A Son of the Carolinas
- Author: Elisabeth Carpenter Satterthwait
- Genre: Historical fiction
- Publisher: Henry Altemus Company
- Publication date: 1898
- Pages: 273
- ISBN: 0-8369-9062-5
- OCLC: 1927621
- LC Class: PZ3.S2537 S

= A Son of the Carolinas =

A Son of the Carolinas: A Story of the Hurricane upon the Sea Islands is an 1898 book by Elisabeth Carpenter Satterthwait about the effects on the local people of the 1893 Sea Islands hurricane which devastated the South Carolina coastal lowlands in late August of that year. The book is noted for its "well-told story," "novelty of theme and locality" and its use of the native dialect of the Gullah islanders of African descent.
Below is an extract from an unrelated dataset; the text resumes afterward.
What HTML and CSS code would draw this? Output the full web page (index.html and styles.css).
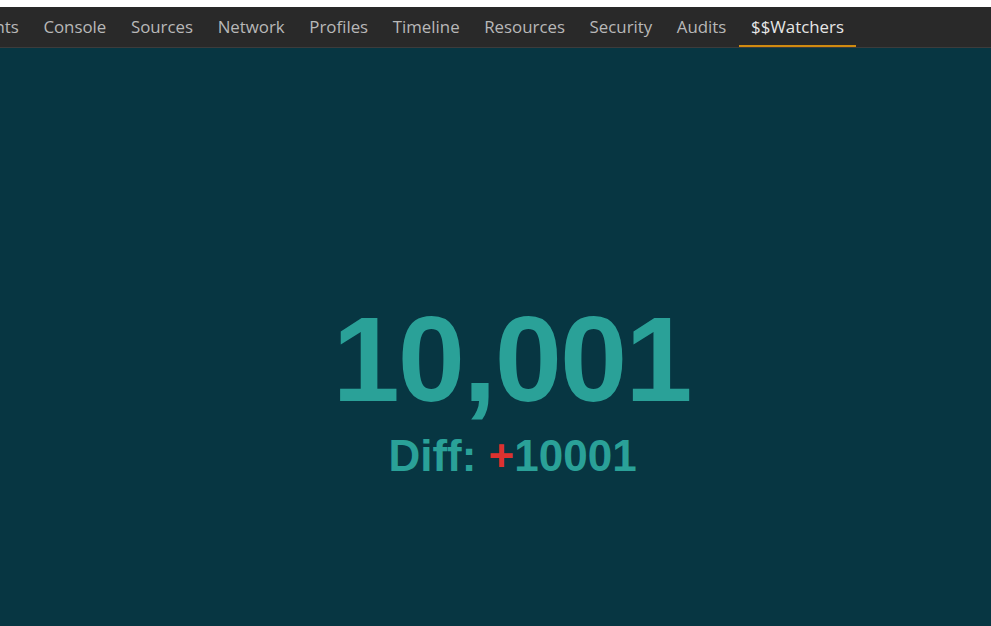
FILE: index.html
```html
<!DOCTYPE html>
<html>
<head>
<meta charset="utf-8">
<link rel="stylesheet" href="styles.css">
</head>
<body>
<div class="topstrip"></div>
<nav class="tabbar">
  <ul class="tabs">
    <li class="tab">Elements</li>
    <li class="tab">Console</li>
    <li class="tab">Sources</li>
    <li class="tab">Network</li>
    <li class="tab">Profiles</li>
    <li class="tab">Timeline</li>
    <li class="tab">Resources</li>
    <li class="tab">Security</li>
    <li class="tab">Audits</li>
    <li class="tab active">$$Watchers</li>
  </ul>
</nav>
<main class="panel">
  <div class="count">10,001</div>
  <div class="diff">Diff: <span class="plus">+</span>10001</div>
</main>
</body>
</html>
```
FILE: styles.css
```css
html, body {
  margin: 0;
  padding: 0;
  height: 100%;
}
body {
  display: flex;
  flex-direction: column;
  background: #073642;
  overflow: hidden;
}
.topstrip {
  height: 7px;
  background: #ffffff;
  flex: none;
}
.tabbar {
  flex: none;
  height: 40px;
  background: #292929;
  border-bottom: 1px solid #3c3c3c;
  overflow: hidden;
}
.tabs {
  list-style: none;
  margin: 0 0 0 -66px;
  padding: 0;
  display: flex;
  height: 100%;
  white-space: nowrap;
}
.tab {
  font-family: "Open Sans", "Noto Sans", sans-serif;
  font-size: 16.85px;
  color: #b8b8b8;
  padding: 1px 12.3px 0;
  display: flex;
  align-items: center;
  height: 40px;
  box-sizing: border-box;
  border-bottom: 2px solid transparent;
}
.tab.active {
  color: #e6e6e6;
  border-bottom-color: #d08b10;
}
.panel {
  flex: 1;
  display: flex;
  flex-direction: column;
  align-items: center;
  padding-top: 251px;
  padding-left: 32px;
  font-family: "Liberation Sans", Arial, sans-serif;
  font-weight: bold;
  color: #2aa198;
}
.count {
  font-size: 121px;
  line-height: 1;
  letter-spacing: -2px;
}
.diff {
  font-size: 44px;
  line-height: 1;
  margin-top: 14px;
  padding-left: 2px;
}
.plus {
  color: #dc322f;
}
```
Set on Cat Island southeast of Beaufort, South Carolina, Satterthwait's narrative gives a historical fiction account of the storm in pseudo-autobiographical fashion, expressing Satterthwait's Post-Civil War Reconstruction Society of Friends (Quaker) philosophy. She modified her reproduction of the dialogue to support clarity in understanding by readers unfamiliar with the Gullah language. The book been republished twice, in microform in 1970, and by Books for Libraries Press in 1972.

==Personal==
Satterthwait was a daughter of Robert and Phebe Carpenter of Harrison, Westchester County, New York, where she married in 1884 to Charles E. Satterthwait of Aiken, South Carolina, in a ceremony reported in The Friends' Intelligencer, a Quaker periodical news publication.